Risico’s in biggen- en vleesvarkensstal
Nico en Martijn analyseerden de afgelopen maanden al veel praktijksituaties, ze hebben een goed idee van wat er onderweg speelt. De zeugenstapel is volgens Nico niet op alle bedrijven stabiel. “Op het moment van spenen gaat PRRS bij 15 tot 20 procent van de bedrijven bij de biggen rond. Bekijk je dat aan het eind van de biggenopfokperiode opnieuw, dan blijkt dat op 40 procent van de bedrijven de biggen op negen weken leeftijd het PRRS-virus dragen. Dat betekent dat op 20 procent van de bedrijven in de biggenstal een actieve veldinfectie speelt.
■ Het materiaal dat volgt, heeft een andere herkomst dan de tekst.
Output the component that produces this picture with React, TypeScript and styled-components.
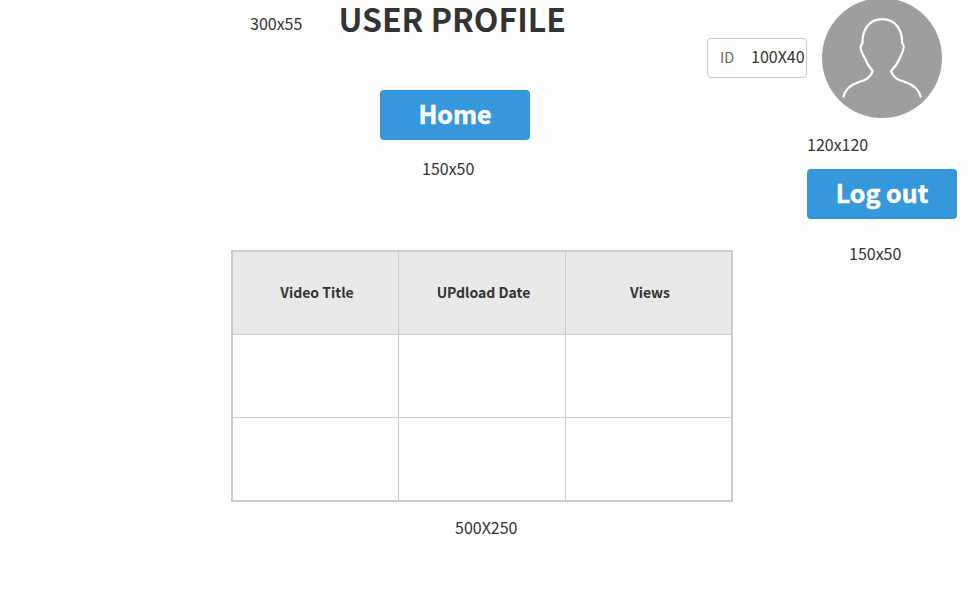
import React from "react";
import styled, { createGlobalStyle } from "styled-components";

const GlobalStyle = createGlobalStyle`
  * { box-sizing: border-box; }
  body {
    margin: 0;
    background: #fefefe;
    color: #333;
    font-family: "Noto Sans CJK SC", "Noto Sans", sans-serif;
  }
`;

const Page = styled.div`
  display: flex;
  width: 973px;
  height: 596px;
`;

const Main = styled.main`
  display: flex;
  flex-direction: column;
  width: 707px;
  padding-left: 231px;
`;

const Header = styled.header`
  display: flex;
  align-items: flex-start;
  height: 90px;
  padding-left: 19px;
`;

const SizeLabel = styled.span<{ $top?: number; $left?: number }>`
  display: block;
  flex: none;
  font-size: 16px;
  line-height: 24px;
  white-space: nowrap;
  margin-top: ${(p) => p.$top ?? 0}px;
  margin-left: ${(p) => p.$left ?? 0}px;
`;

const Title = styled.h1`
  margin: 0 0 0 36px;
  font-size: 32px;
  font-weight: 700;
  line-height: 36px;
  white-space: nowrap;
`;

const Button = styled.button<{ $top?: number; $left?: number }>`
  display: flex;
  flex: none;
  align-items: center;
  justify-content: center;
  width: 150px;
  height: 50px;
  margin: ${(p) => p.$top ?? 0}px 0 0 ${(p) => p.$left ?? 0}px;
  padding: 0 0 4px;
  border: 0;
  border-radius: 4px;
  background: #3598dc;
  color: #fff;
  font: 700 25px/36px "Noto Sans CJK SC", "Noto Sans", sans-serif;
  -webkit-text-stroke: 0.5px #fff;
`;

const Table = styled.div`
  display: grid;
  flex: none;
  grid-template-columns: 166px 167px 165px;
  grid-template-rows: 83px 83px 82px;
  width: 502px;
  height: 252px;
  margin-top: 70px;
  border: 2px solid #ccc;
`;

const Cell = styled.div<{ $head?: boolean }>`
  display: flex;
  align-items: center;
  justify-content: center;
  padding: 0 0 2px 3px;
  background: ${(p) => (p.$head ? "#e9e9e9" : "#fefefe")};
  border-right: 1px solid #ccc;
  border-bottom: 1px solid #ccc;
  font-size: 14px;
  font-weight: 700;
  line-height: 20px;
  &:nth-child(3n) { border-right: 0; }
  &:nth-child(n + 7) { border-bottom: 0; }
`;

const Aside = styled.aside`
  display: flex;
  flex-direction: column;
  width: 250px;
`;

const Account = styled.div`
  display: flex;
  align-items: flex-start;
  gap: 15px;
  height: 118px;
`;

const IdField = styled.div`
  display: flex;
  flex: none;
  width: 100px;
  height: 40px;
  margin-top: 38px;
  padding-left: 12px;
  border: 1px solid #ccc;
  border-radius: 4px;
`;

const IdName = styled.span`
  width: 31px;
  margin-top: 6px;
  color: #666;
  font-size: 14.3px;
  line-height: 24px;
`;

const Avatar = styled.svg`
  display: block;
  flex: none;
  width: 120px;
  height: 120px;
  margin-top: -2px;
`;

const columns = ["Video Title", "UPdload Date", "Views"];

export default function App() {
  return (
    <Page>
      <GlobalStyle />
      <Main>
        <Header>
          <SizeLabel $top={11}>300x55</SizeLabel>
          <Title>USER PROFILE</Title>
        </Header>
        <Button $left={149}>Home</Button>
        <SizeLabel $top={16} $left={191}>150x50</SizeLabel>
        <Table>
          {columns.map((name) => <Cell key={name} $head>{name}</Cell>)}
          {Array.from({ length: 6 }, (_, i) => <Cell key={i} />)}
        </Table>
        <SizeLabel $top={13} $left={224}>500X250</SizeLabel>
      </Main>
      <Aside>
        <Account>
          <IdField>
            <IdName>ID</IdName>
            <SizeLabel $top={5}>100X40</SizeLabel>
          </IdField>
          <Avatar viewBox="0 0 120 120">
            <circle cx="60" cy="60" r="60" fill="#9e9e9e" />
            <path
              d="M21.2 99.400C23 91.500 29 86.500 37 84C44 82.500 49 79 50.700 73C46.500 68.500 44.500 64.500 43 60.500C41 56.500 38.700 53.500 38.700 49.500C38.700 47.300 39.500 46.300 40.500 45C40 32 47 21.200 60.300 21.200C73.500 21.200 80.500 32 80.200 45C81.200 46.300 82 47.300 81.700 49.500C81.300 53.500 79.300 56.500 77.600 60.500C76 64.500 73.700 68.500 69 73C70.700 79 76 82.500 83 84C91 86.500 97 91.500 98.900 99.400"
              fill="none"
              stroke="#fff"
              strokeWidth="2.200"
              strokeLinejoin="round"
            />
          </Avatar>
        </Account>
        <SizeLabel $top={14} $left={100}>120x120</SizeLabel>
        <Button $top={13} $left={100}>Log out</Button>
        <SizeLabel $top={22} $left={142}>150x50</SizeLabel>
      </Aside>
    </Page>
  );
}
Veel biggen maken dus in de biggenstal een keiharde confrontatie met het PRRS-virus mee, een plek waar ze in staat zijn om veel virus te verspreiden.” Bij de verspreiding speelt onder andere de overbezetting in de biggenstal een belangrijke rol. Nico: “Op veel bedrijven groeide het aantal biggenplaatsen niet mee met de stijging van de biggenproductie. Dat betekent dat op veel plaatsen de biggenstroom niet optimaal is georganiseerd en dus de kans dat de ene groep de andere groep besmet groter is. Bovendien speelt in veel vleesvarkensstallen een actieve PRRS-infectie, die flinke schade veroorzaakt. Uit recent Nederlands onderzoek blijkt dat varkens die in de vleesvarkensstal met PRRS worden geïnfecteerd, dagelijks gemiddeld 60 gram minder groeien in vergelijking met varkens in dezelfde afdeling die niet geïnfecteerd worden. En als je dan daarbij beseft dat 80 tot 90% van de vleesvarkens serologisch positief zijn bij de slacht, dan ligt hier nog veel potentie.”